Task objective: Write out every entry exactly as given, but omit the pictures.
_ _ _ _ _ _ _
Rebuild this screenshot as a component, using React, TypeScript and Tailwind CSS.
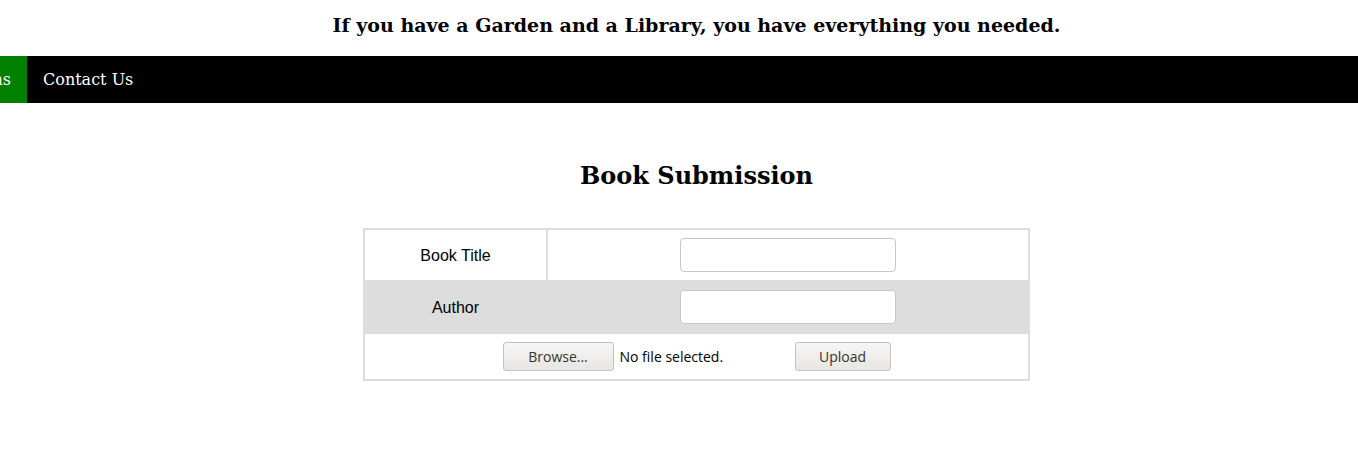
import React from 'react'

const serif = "font-['DejaVu_Serif',serif]"

export default function App() {
  return (
    <div className="w-full min-h-screen bg-white text-black">
      {/* Quote header */}
      <header className="h-[56px] pl-[35px] pt-[14px] text-center">
        <h4 className={`${serif} text-[19px] leading-[22px] font-bold`}>
          If you have a Garden and a Library, you have everything you needed.
        </h4>
      </header>

      {/* Nav bar */}
      <nav className={`${serif} h-[47px] bg-black flex items-stretch text-[16px] text-white`}>
        <div className="w-[27px] bg-[#008000] flex items-center justify-end overflow-hidden pr-[16px]">
          <span className="whitespace-nowrap">ns</span>
        </div>
        <a className="flex items-center px-[16px]">Contact Us</a>
      </nav>

      <main className="flex flex-col items-center pl-[35px]">
        <h2 className={`${serif} text-[24px] font-bold mt-[58px] leading-[30px]`}>Book Submission</h2>

        <form className="mt-[37px]">
          <table className="border-collapse border-2 border-[#dddddd] w-[667px] font-['Liberation_Sans',Arial,sans-serif] text-[16px]">
            <tbody>
              <tr className="border-2 border-[#dddddd]">
                <td className="w-[183px] text-center p-[8px] border-2 border-[#dddddd]">
                  <span className="relative top-[1px]">Book Title</span>
                </td>
                <td className="text-center p-[8px] border-2 border-[#dddddd]">
                  <input type="text" className="w-[216px] h-[34px] bg-white border border-[#c8c8c4] rounded-[4px] align-middle" />
                </td>
              </tr>
              <tr className="border-2 border-[#dddddd] bg-[#dddddd]">
                <td className="text-center p-[8px] border-2 border-[#dddddd]">
                  <span className="relative top-[1px]">Author</span>
                </td>
                <td className="text-center p-[8px] border-2 border-[#dddddd]">
                  <input type="text" className="w-[216px] h-[34px] bg-white border border-[#c8c8c4] rounded-[4px] align-middle" />
                </td>
              </tr>
              <tr>
                <td colSpan={2} className="p-[8px]">
                  <div className="flex items-center justify-center font-['Open_Sans',sans-serif] text-[14px]">
                    <div className="w-[288px] flex items-center">
                      <button type="button" className="w-[111px] h-[29px] rounded-[3px] border border-[#c5c3bf] bg-gradient-to-b from-[#f7f6f5] to-[#e8e6e3] text-[#333333]">
                        Browse...
                      </button>
                      <span className="ml-[6px] text-black">No file selected.</span>
                    </div>
                    <button type="submit" className="ml-[4px] w-[96px] h-[29px] rounded-[3px] border border-[#c5c3bf] bg-gradient-to-b from-[#f7f6f5] to-[#e8e6e3] text-[#333333]">
                      Upload
                    </button>
                  </div>
                </td>
              </tr>
            </tbody>
          </table>
        </form>
      </main>
    </div>
  )
}
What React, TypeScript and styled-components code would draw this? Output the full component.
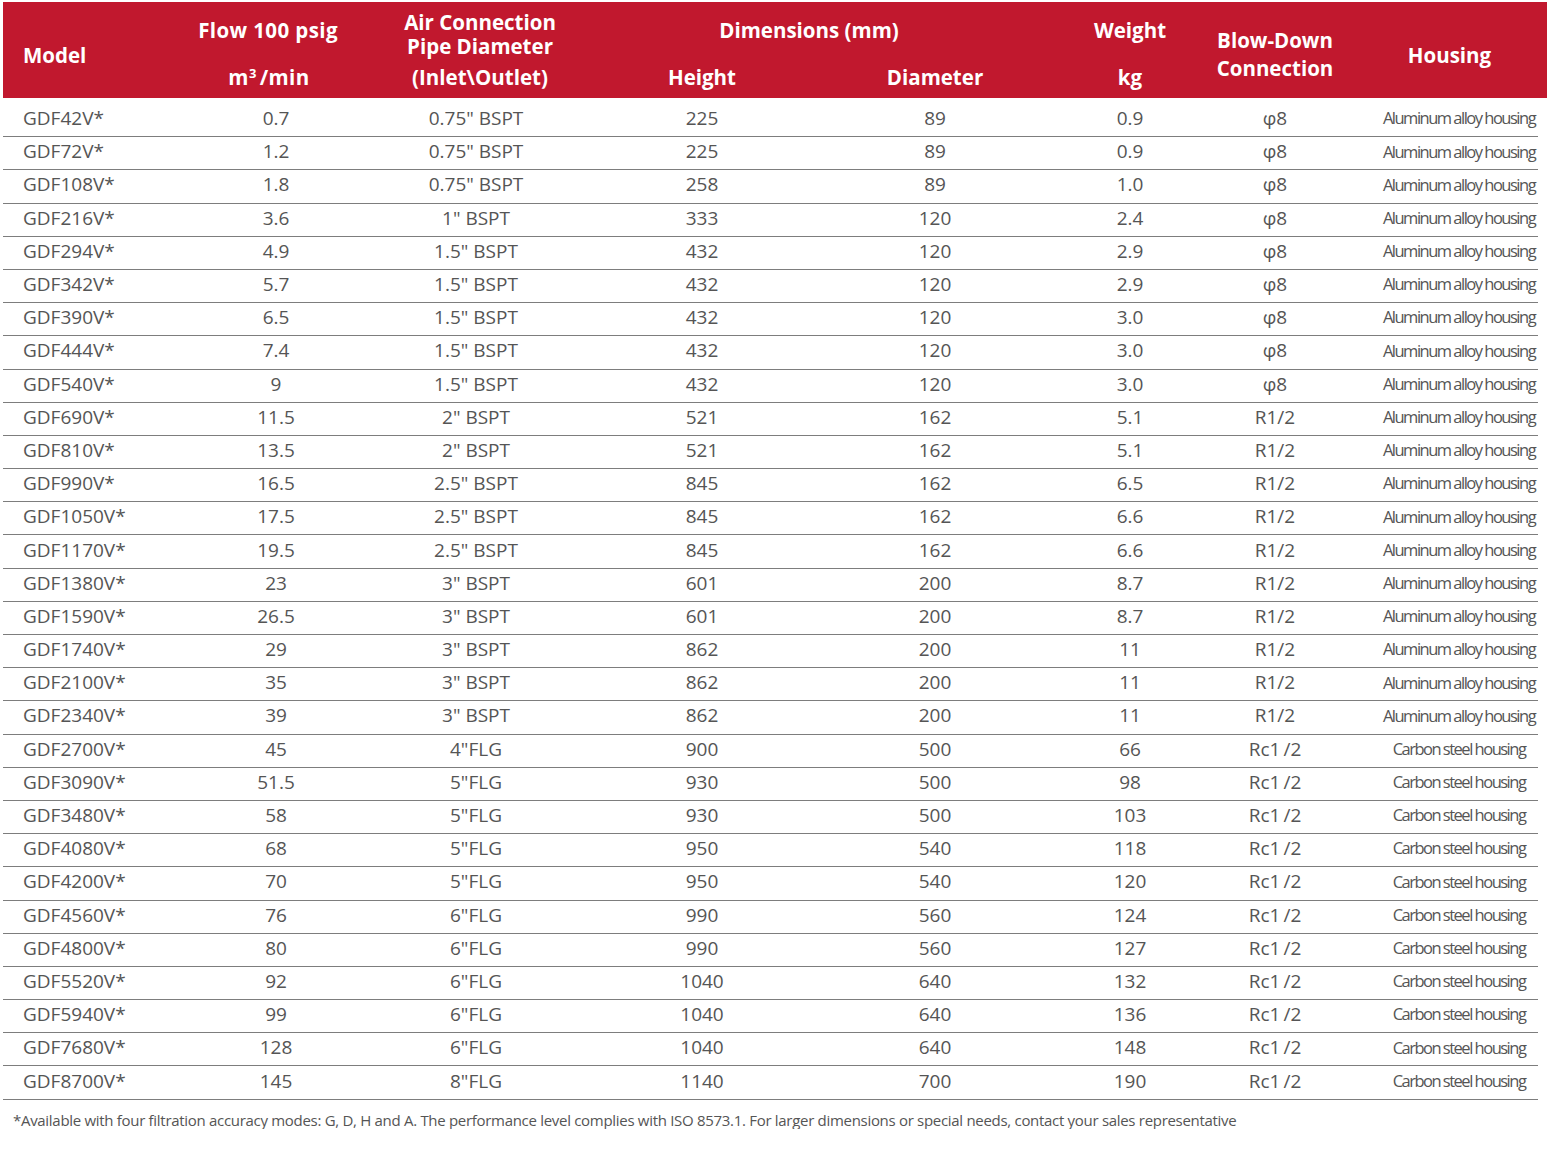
_ _ _ _ _ _ _
Worked answer:
Rebuild this screenshot as a component, using React, TypeScript and Tailwind CSS.
import React from 'react'

const serif = "font-['DejaVu_Serif',serif]"

export default function App() {
  return (
    <div className="w-full min-h-screen bg-white text-black">
      {/* Quote header */}
      <header className="h-[56px] pl-[35px] pt-[14px] text-center">
        <h4 className={`${serif} text-[19px] leading-[22px] font-bold`}>
          If you have a Garden and a Library, you have everything you needed.
        </h4>
      </header>

      {/* Nav bar */}
      <nav className={`${serif} h-[47px] bg-black flex items-stretch text-[16px] text-white`}>
        <div className="w-[27px] bg-[#008000] flex items-center justify-end overflow-hidden pr-[16px]">
          <span className="whitespace-nowrap">ns</span>
        </div>
        <a className="flex items-center px-[16px]">Contact Us</a>
      </nav>

      <main className="flex flex-col items-center pl-[35px]">
        <h2 className={`${serif} text-[24px] font-bold mt-[58px] leading-[30px]`}>Book Submission</h2>

        <form className="mt-[37px]">
          <table className="border-collapse border-2 border-[#dddddd] w-[667px] font-['Liberation_Sans',Arial,sans-serif] text-[16px]">
            <tbody>
              <tr className="border-2 border-[#dddddd]">
                <td className="w-[183px] text-center p-[8px] border-2 border-[#dddddd]">
                  <span className="relative top-[1px]">Book Title</span>
                </td>
                <td className="text-center p-[8px] border-2 border-[#dddddd]">
                  <input type="text" className="w-[216px] h-[34px] bg-white border border-[#c8c8c4] rounded-[4px] align-middle" />
                </td>
              </tr>
              <tr className="border-2 border-[#dddddd] bg-[#dddddd]">
                <td className="text-center p-[8px] border-2 border-[#dddddd]">
                  <span className="relative top-[1px]">Author</span>
                </td>
                <td className="text-center p-[8px] border-2 border-[#dddddd]">
                  <input type="text" className="w-[216px] h-[34px] bg-white border border-[#c8c8c4] rounded-[4px] align-middle" />
                </td>
              </tr>
              <tr>
                <td colSpan={2} className="p-[8px]">
                  <div className="flex items-center justify-center font-['Open_Sans',sans-serif] text-[14px]">
                    <div className="w-[288px] flex items-center">
                      <button type="button" className="w-[111px] h-[29px] rounded-[3px] border border-[#c5c3bf] bg-gradient-to-b from-[#f7f6f5] to-[#e8e6e3] text-[#333333]">
                        Browse...
                      </button>
                      <span className="ml-[6px] text-black">No file selected.</span>
                    </div>
                    <button type="submit" className="ml-[4px] w-[96px] h-[29px] rounded-[3px] border border-[#c5c3bf] bg-gradient-to-b from-[#f7f6f5] to-[#e8e6e3] text-[#333333]">
                      Upload
                    </button>
                  </div>
                </td>
              </tr>
            </tbody>
          </table>
        </form>
      </main>
    </div>
  )
}
What React, TypeScript and styled-components code would draw this? Output the full component.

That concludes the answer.